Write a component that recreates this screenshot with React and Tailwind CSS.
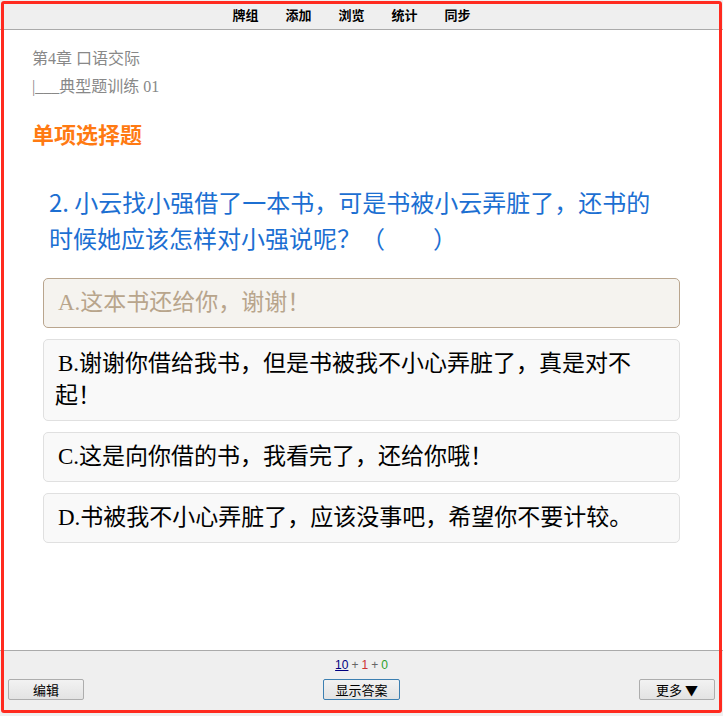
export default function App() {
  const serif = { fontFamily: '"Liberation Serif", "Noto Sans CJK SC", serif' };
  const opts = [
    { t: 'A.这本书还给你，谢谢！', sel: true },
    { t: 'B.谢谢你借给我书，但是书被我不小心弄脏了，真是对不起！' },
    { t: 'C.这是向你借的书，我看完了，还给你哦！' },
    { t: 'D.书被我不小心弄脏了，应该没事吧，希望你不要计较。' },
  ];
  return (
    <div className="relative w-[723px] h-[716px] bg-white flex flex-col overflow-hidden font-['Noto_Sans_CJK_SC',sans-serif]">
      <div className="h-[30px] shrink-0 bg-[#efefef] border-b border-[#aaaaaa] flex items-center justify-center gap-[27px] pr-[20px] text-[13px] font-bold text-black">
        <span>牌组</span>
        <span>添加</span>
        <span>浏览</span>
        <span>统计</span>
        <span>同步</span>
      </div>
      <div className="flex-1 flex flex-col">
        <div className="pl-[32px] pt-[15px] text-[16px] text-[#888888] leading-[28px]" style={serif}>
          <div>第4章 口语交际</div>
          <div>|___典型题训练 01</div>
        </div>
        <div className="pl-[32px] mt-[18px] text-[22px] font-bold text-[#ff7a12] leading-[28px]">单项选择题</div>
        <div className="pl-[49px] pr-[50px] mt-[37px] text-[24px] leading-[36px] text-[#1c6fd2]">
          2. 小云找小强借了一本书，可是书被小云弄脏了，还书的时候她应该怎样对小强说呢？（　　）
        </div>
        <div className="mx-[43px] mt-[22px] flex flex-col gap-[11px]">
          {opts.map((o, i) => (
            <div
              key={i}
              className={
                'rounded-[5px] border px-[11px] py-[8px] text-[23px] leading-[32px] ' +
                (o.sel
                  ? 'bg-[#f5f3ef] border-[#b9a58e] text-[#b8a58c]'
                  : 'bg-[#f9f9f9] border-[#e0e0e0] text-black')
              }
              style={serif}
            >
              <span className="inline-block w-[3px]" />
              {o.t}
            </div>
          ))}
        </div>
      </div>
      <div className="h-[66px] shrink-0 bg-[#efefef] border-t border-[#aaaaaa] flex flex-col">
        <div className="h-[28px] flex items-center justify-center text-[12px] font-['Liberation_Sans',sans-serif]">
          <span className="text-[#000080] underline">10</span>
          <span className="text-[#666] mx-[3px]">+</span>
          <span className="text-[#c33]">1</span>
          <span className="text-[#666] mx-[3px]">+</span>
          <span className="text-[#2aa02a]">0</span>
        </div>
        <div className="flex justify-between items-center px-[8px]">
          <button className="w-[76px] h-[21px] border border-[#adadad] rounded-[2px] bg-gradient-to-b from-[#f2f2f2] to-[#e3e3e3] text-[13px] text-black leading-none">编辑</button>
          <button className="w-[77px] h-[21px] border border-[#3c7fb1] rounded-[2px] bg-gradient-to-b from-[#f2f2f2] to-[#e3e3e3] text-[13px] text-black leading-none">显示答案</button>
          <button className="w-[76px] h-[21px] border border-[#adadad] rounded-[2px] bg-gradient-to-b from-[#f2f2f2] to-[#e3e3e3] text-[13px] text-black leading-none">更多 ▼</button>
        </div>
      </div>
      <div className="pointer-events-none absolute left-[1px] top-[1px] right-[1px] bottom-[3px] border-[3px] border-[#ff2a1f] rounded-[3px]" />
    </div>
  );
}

★ ★ ★ ★ ★

DIRECTIONS |
Without the pictures, transcribe the listing above exactly.

RESULT OF THIS EXERCISE |
Write a component that recreates this screenshot with React and Tailwind CSS.
export default function App() {
  const serif = { fontFamily: '"Liberation Serif", "Noto Sans CJK SC", serif' };
  const opts = [
    { t: 'A.这本书还给你，谢谢！', sel: true },
    { t: 'B.谢谢你借给我书，但是书被我不小心弄脏了，真是对不起！' },
    { t: 'C.这是向你借的书，我看完了，还给你哦！' },
    { t: 'D.书被我不小心弄脏了，应该没事吧，希望你不要计较。' },
  ];
  return (
    <div className="relative w-[723px] h-[716px] bg-white flex flex-col overflow-hidden font-['Noto_Sans_CJK_SC',sans-serif]">
      <div className="h-[30px] shrink-0 bg-[#efefef] border-b border-[#aaaaaa] flex items-center justify-center gap-[27px] pr-[20px] text-[13px] font-bold text-black">
        <span>牌组</span>
        <span>添加</span>
        <span>浏览</span>
        <span>统计</span>
        <span>同步</span>
      </div>
      <div className="flex-1 flex flex-col">
        <div className="pl-[32px] pt-[15px] text-[16px] text-[#888888] leading-[28px]" style={serif}>
          <div>第4章 口语交际</div>
          <div>|___典型题训练 01</div>
        </div>
        <div className="pl-[32px] mt-[18px] text-[22px] font-bold text-[#ff7a12] leading-[28px]">单项选择题</div>
        <div className="pl-[49px] pr-[50px] mt-[37px] text-[24px] leading-[36px] text-[#1c6fd2]">
          2. 小云找小强借了一本书，可是书被小云弄脏了，还书的时候她应该怎样对小强说呢？（　　）
        </div>
        <div className="mx-[43px] mt-[22px] flex flex-col gap-[11px]">
          {opts.map((o, i) => (
            <div
              key={i}
              className={
                'rounded-[5px] border px-[11px] py-[8px] text-[23px] leading-[32px] ' +
                (o.sel
                  ? 'bg-[#f5f3ef] border-[#b9a58e] text-[#b8a58c]'
                  : 'bg-[#f9f9f9] border-[#e0e0e0] text-black')
              }
              style={serif}
            >
              <span className="inline-block w-[3px]" />
              {o.t}
            </div>
          ))}
        </div>
      </div>
      <div className="h-[66px] shrink-0 bg-[#efefef] border-t border-[#aaaaaa] flex flex-col">
        <div className="h-[28px] flex items-center justify-center text-[12px] font-['Liberation_Sans',sans-serif]">
          <span className="text-[#000080] underline">10</span>
          <span className="text-[#666] mx-[3px]">+</span>
          <span className="text-[#c33]">1</span>
          <span className="text-[#666] mx-[3px]">+</span>
          <span className="text-[#2aa02a]">0</span>
        </div>
        <div className="flex justify-between items-center px-[8px]">
          <button className="w-[76px] h-[21px] border border-[#adadad] rounded-[2px] bg-gradient-to-b from-[#f2f2f2] to-[#e3e3e3] text-[13px] text-black leading-none">编辑</button>
          <button className="w-[77px] h-[21px] border border-[#3c7fb1] rounded-[2px] bg-gradient-to-b from-[#f2f2f2] to-[#e3e3e3] text-[13px] text-black leading-none">显示答案</button>
          <button className="w-[76px] h-[21px] border border-[#adadad] rounded-[2px] bg-gradient-to-b from-[#f2f2f2] to-[#e3e3e3] text-[13px] text-black leading-none">更多 ▼</button>
        </div>
      </div>
      <div className="pointer-events-none absolute left-[1px] top-[1px] right-[1px] bottom-[3px] border-[3px] border-[#ff2a1f] rounded-[3px]" />
    </div>
  );
}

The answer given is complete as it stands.